GIVEN REQUEST ▸
Transcribe everything in the data word for word. Pictures are left out.

######

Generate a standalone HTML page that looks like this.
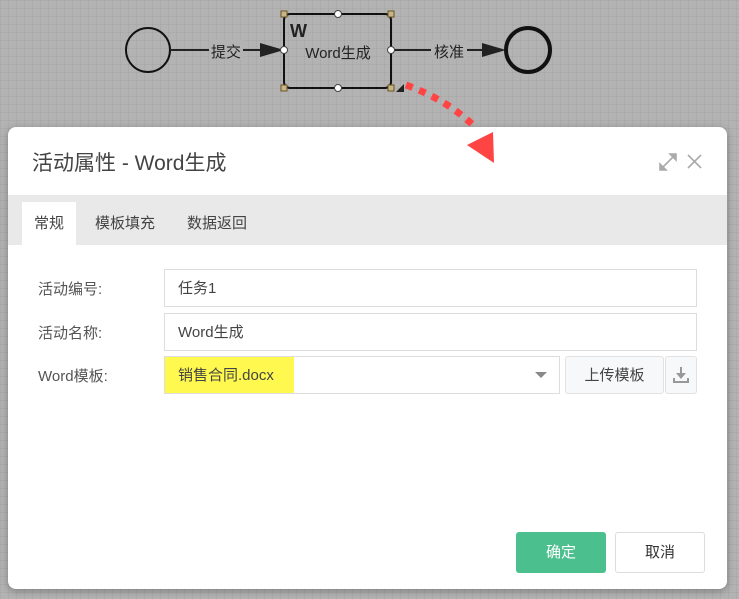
<!DOCTYPE html>
<html><head><meta charset="utf-8"><style>
body{margin:0;width:739px;height:599px;overflow:hidden;background:#b3b3b3;font-family:"Liberation Sans","Noto Sans CJK SC",sans-serif;position:relative;
background-image:linear-gradient(rgba(0,0,0,.04) 1px,transparent 1px),linear-gradient(90deg,rgba(0,0,0,.04) 1px,transparent 1px);background-size:8px 8px}
.dlg{position:absolute;left:8px;top:127px;width:719px;height:462px;background:#fff;border-radius:8px;box-shadow:0 2px 8px rgba(0,0,0,.3)}
.title{position:absolute;left:24px;top:20px;font-size:21px;color:#444}
.tabs{position:absolute;left:0;top:68px;width:719px;height:50px;background:#e9e9e9}
.tab{position:absolute;top:7px;height:43px;line-height:43px;font-size:15px;color:#444}
.lbl{position:absolute;left:30px;font-size:15px;color:#555}
.inp{position:absolute;border:1px solid #ddd;box-sizing:border-box;font-size:15px;color:#444;line-height:38px;padding-left:13px}
.btn{position:absolute;box-sizing:border-box;border-radius:3px;font-size:15px;text-align:center}
</style></head><body>
<svg width="739" height="130" style="position:absolute;left:0;top:0">
<circle cx="148" cy="50" r="22" fill="none" stroke="#111" stroke-width="2"/>
<line x1="170" y1="50" x2="270" y2="50" stroke="#222" stroke-width="2"/>
<polygon points="284,50 260,43 260,57" fill="#222"/>
<rect x="209" y="40" width="34" height="20" fill="#b3b3b3"/>
<text x="226" y="57" font-size="15" text-anchor="middle" fill="#222" font-family="Noto Sans CJK SC">提交</text>
<rect x="284" y="14" width="107" height="74" rx="6" fill="none" stroke="#111" stroke-width="2"/>
<text x="290" y="37" font-size="18" font-weight="bold" fill="#222">W</text>
<text x="338" y="58" font-size="15" text-anchor="middle" fill="#222" font-family="Liberation Sans,Noto Sans CJK SC">Word生成</text>
<line x1="391" y1="50" x2="490" y2="50" stroke="#222" stroke-width="2"/>
<polygon points="506,50 482,43 482,57" fill="#222"/>
<rect x="431" y="40" width="36" height="20" fill="#b3b3b3"/>
<text x="449" y="57" font-size="15" text-anchor="middle" fill="#222" font-family="Noto Sans CJK SC">核准</text>
<circle cx="528" cy="50" r="22" fill="none" stroke="#111" stroke-width="4"/>
<g fill="#fff" stroke="#444"><circle cx="338" cy="14" r="3.5"/><circle cx="338" cy="88" r="3.5"/><circle cx="284" cy="50" r="3.5"/><circle cx="391" cy="50" r="3.5"/></g>
<g fill="#c8b48a" stroke="#6a5520"><rect x="281" y="11" width="6" height="6"/><rect x="388" y="11" width="6" height="6"/><rect x="281" y="85" width="6" height="6"/><rect x="388" y="85" width="6" height="6"/></g>
<polygon points="396,92 404,84 404,92" fill="#222"/>
</svg>
<div class="dlg">
<div class="title">活动属性 - Word生成</div>
<svg width="60" height="20" style="position:absolute;left:650px;top:25px"><g stroke="#aaa" stroke-width="1.6" fill="#aaa"><line x1="4" y1="16" x2="16" y2="4"/><polygon points="2,18 2,12 8,18"/><polygon points="18,2 12,2 18,8"/><line x1="30" y1="3" x2="43" y2="16"/><line x1="43" y1="3" x2="30" y2="16"/></g></svg>
<div class="tabs">
<div class="tab" style="left:14px;width:54px;background:#fff;text-align:center">常规</div>
<div class="tab" style="left:87px">模板填充</div>
<div class="tab" style="left:179px">数据返回</div>
</div>
<div class="lbl" style="top:151px">活动编号:</div>
<div class="lbl" style="top:195px">活动名称:</div>
<div class="lbl" style="top:238px">Word模板:</div>
<div class="inp" style="left:156px;top:142px;width:533px;height:38px">任务1</div>
<div class="inp" style="left:156px;top:186px;width:533px;height:38px">Word生成</div>
<div class="inp" style="left:156px;top:229px;width:396px;height:38px;padding:0;line-height:36px">
<div style="position:absolute;left:0;top:0;width:129px;height:36px;line-height:38px;background:#fff94f;padding-left:13px;box-sizing:border-box">销售合同.docx</div>
<div style="position:absolute;right:12px;top:15px;border-left:6px solid transparent;border-right:6px solid transparent;border-top:6px solid #888"></div></div>
<div class="btn" style="left:557px;top:229px;width:99px;height:38px;background:#f7f8fa;border:1px solid #e2e2e2;line-height:38px;color:#444">上传模板</div>
<div class="btn" style="left:657px;top:229px;width:32px;height:38px;background:#f7f8fa;border:1px solid #e2e2e2">
<svg width="30" height="36"><g stroke="#999" stroke-width="2" fill="#999"><line x1="15" y1="10" x2="15" y2="17"/><polygon points="10,16 20,16 15,22" stroke="none"/><polyline points="8,21 8,25 22,25 22,21" fill="none"/></g></svg></div>
<div class="btn" style="left:508px;top:405px;width:90px;height:41px;background:#4cbf8e;color:#fff;line-height:41px">确定</div>
<div class="btn" style="left:607px;top:405px;width:90px;height:41px;border:1px solid #ddd;color:#333;line-height:39px">取消</div>
</div>
<svg width="739" height="200" style="position:absolute;left:0;top:0">
<path d="M406,85 Q448,100 476,128" fill="none" stroke="#f44" stroke-width="7" stroke-dasharray="7 7"/>
<polygon points="467,145 493,132 494,163" fill="#f44"/>
</svg>
</body></html>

######

FULL RESPONSE ▸
Generate a standalone HTML page that looks like this.
<!DOCTYPE html>
<html><head><meta charset="utf-8"><style>
body{margin:0;width:739px;height:599px;overflow:hidden;background:#b3b3b3;font-family:"Liberation Sans","Noto Sans CJK SC",sans-serif;position:relative;
background-image:linear-gradient(rgba(0,0,0,.04) 1px,transparent 1px),linear-gradient(90deg,rgba(0,0,0,.04) 1px,transparent 1px);background-size:8px 8px}
.dlg{position:absolute;left:8px;top:127px;width:719px;height:462px;background:#fff;border-radius:8px;box-shadow:0 2px 8px rgba(0,0,0,.3)}
.title{position:absolute;left:24px;top:20px;font-size:21px;color:#444}
.tabs{position:absolute;left:0;top:68px;width:719px;height:50px;background:#e9e9e9}
.tab{position:absolute;top:7px;height:43px;line-height:43px;font-size:15px;color:#444}
.lbl{position:absolute;left:30px;font-size:15px;color:#555}
.inp{position:absolute;border:1px solid #ddd;box-sizing:border-box;font-size:15px;color:#444;line-height:38px;padding-left:13px}
.btn{position:absolute;box-sizing:border-box;border-radius:3px;font-size:15px;text-align:center}
</style></head><body>
<svg width="739" height="130" style="position:absolute;left:0;top:0">
<circle cx="148" cy="50" r="22" fill="none" stroke="#111" stroke-width="2"/>
<line x1="170" y1="50" x2="270" y2="50" stroke="#222" stroke-width="2"/>
<polygon points="284,50 260,43 260,57" fill="#222"/>
<rect x="209" y="40" width="34" height="20" fill="#b3b3b3"/>
<text x="226" y="57" font-size="15" text-anchor="middle" fill="#222" font-family="Noto Sans CJK SC">提交</text>
<rect x="284" y="14" width="107" height="74" rx="6" fill="none" stroke="#111" stroke-width="2"/>
<text x="290" y="37" font-size="18" font-weight="bold" fill="#222">W</text>
<text x="338" y="58" font-size="15" text-anchor="middle" fill="#222" font-family="Liberation Sans,Noto Sans CJK SC">Word生成</text>
<line x1="391" y1="50" x2="490" y2="50" stroke="#222" stroke-width="2"/>
<polygon points="506,50 482,43 482,57" fill="#222"/>
<rect x="431" y="40" width="36" height="20" fill="#b3b3b3"/>
<text x="449" y="57" font-size="15" text-anchor="middle" fill="#222" font-family="Noto Sans CJK SC">核准</text>
<circle cx="528" cy="50" r="22" fill="none" stroke="#111" stroke-width="4"/>
<g fill="#fff" stroke="#444"><circle cx="338" cy="14" r="3.5"/><circle cx="338" cy="88" r="3.5"/><circle cx="284" cy="50" r="3.5"/><circle cx="391" cy="50" r="3.5"/></g>
<g fill="#c8b48a" stroke="#6a5520"><rect x="281" y="11" width="6" height="6"/><rect x="388" y="11" width="6" height="6"/><rect x="281" y="85" width="6" height="6"/><rect x="388" y="85" width="6" height="6"/></g>
<polygon points="396,92 404,84 404,92" fill="#222"/>
</svg>
<div class="dlg">
<div class="title">活动属性 - Word生成</div>
<svg width="60" height="20" style="position:absolute;left:650px;top:25px"><g stroke="#aaa" stroke-width="1.6" fill="#aaa"><line x1="4" y1="16" x2="16" y2="4"/><polygon points="2,18 2,12 8,18"/><polygon points="18,2 12,2 18,8"/><line x1="30" y1="3" x2="43" y2="16"/><line x1="43" y1="3" x2="30" y2="16"/></g></svg>
<div class="tabs">
<div class="tab" style="left:14px;width:54px;background:#fff;text-align:center">常规</div>
<div class="tab" style="left:87px">模板填充</div>
<div class="tab" style="left:179px">数据返回</div>
</div>
<div class="lbl" style="top:151px">活动编号:</div>
<div class="lbl" style="top:195px">活动名称:</div>
<div class="lbl" style="top:238px">Word模板:</div>
<div class="inp" style="left:156px;top:142px;width:533px;height:38px">任务1</div>
<div class="inp" style="left:156px;top:186px;width:533px;height:38px">Word生成</div>
<div class="inp" style="left:156px;top:229px;width:396px;height:38px;padding:0;line-height:36px">
<div style="position:absolute;left:0;top:0;width:129px;height:36px;line-height:38px;background:#fff94f;padding-left:13px;box-sizing:border-box">销售合同.docx</div>
<div style="position:absolute;right:12px;top:15px;border-left:6px solid transparent;border-right:6px solid transparent;border-top:6px solid #888"></div></div>
<div class="btn" style="left:557px;top:229px;width:99px;height:38px;background:#f7f8fa;border:1px solid #e2e2e2;line-height:38px;color:#444">上传模板</div>
<div class="btn" style="left:657px;top:229px;width:32px;height:38px;background:#f7f8fa;border:1px solid #e2e2e2">
<svg width="30" height="36"><g stroke="#999" stroke-width="2" fill="#999"><line x1="15" y1="10" x2="15" y2="17"/><polygon points="10,16 20,16 15,22" stroke="none"/><polyline points="8,21 8,25 22,25 22,21" fill="none"/></g></svg></div>
<div class="btn" style="left:508px;top:405px;width:90px;height:41px;background:#4cbf8e;color:#fff;line-height:41px">确定</div>
<div class="btn" style="left:607px;top:405px;width:90px;height:41px;border:1px solid #ddd;color:#333;line-height:39px">取消</div>
</div>
<svg width="739" height="200" style="position:absolute;left:0;top:0">
<path d="M406,85 Q448,100 476,128" fill="none" stroke="#f44" stroke-width="7" stroke-dasharray="7 7"/>
<polygon points="467,145 493,132 494,163" fill="#f44"/>
</svg>
</body></html>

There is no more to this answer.